Soybeans still can recover yields if conditions improve during the remainder of the growing season, but corn plants can rebound little this late in the season.

Indiana has seen the worst of it, said Chris Hurt, an agricultural economist at Purdue University.

A quarter of its corn crop is listed as "poor" or "very poor," and Hurt predicts $500 million in corn and soybean crop losses.

Last week, Gov. Mike Pence asked U.S. Agriculture Secretary Tom Vilsack for a disaster declaration for 53 of Indiana's 92 counties because of crop damage and other flooding-related losses.

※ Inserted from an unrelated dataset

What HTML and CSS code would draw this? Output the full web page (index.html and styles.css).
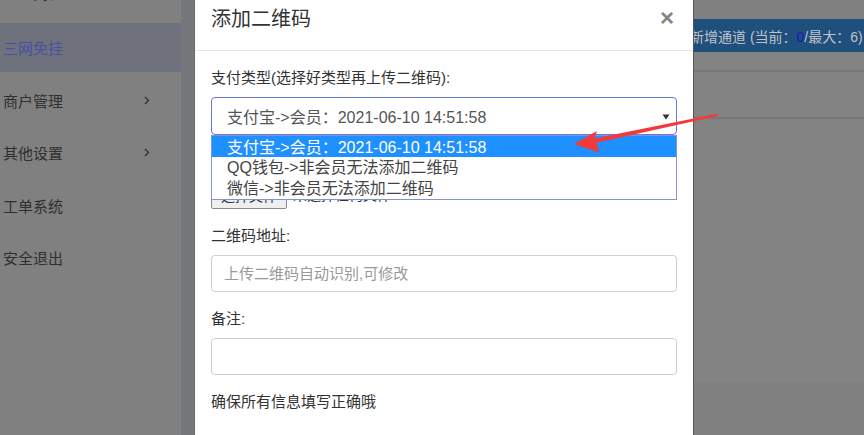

Elsewhere, "poor" or "very poor" corn crop conditions are being seen in a fifth of Ohio's crop, 18 percent in Missouri, 15 percent in Illinois and about one-tenth in Kansas and Michigan.

The first clear assessment of the extent of the Midwest crop losses will come Aug. 12, when the USDA releases its first harvest estimates.

But Hurt expects it will be October before an accurate estimate emerges because of the many variables, including warmer, drier weather in the forecast for August.

There's no unscathed cropland in central Indiana's Boone County, a fact worsened by farmers' inability to boost crops with fertilizer, said Curt Emanuel, an agricultural educator for the Purdue Extension. Some farmers have taken the rare step of using crop-dusters to apply fertilizer on cornfields.

At this point, Emanuel said, farmers have competing wants: drier weather but weekly rainfall, because some corn didn't develop deep root systems -- a problem if it gets hot and dry.

"If it dries out, even for a few days, all of a sudden we could have drought stresses on those plants," he said. "It's just that kind of year."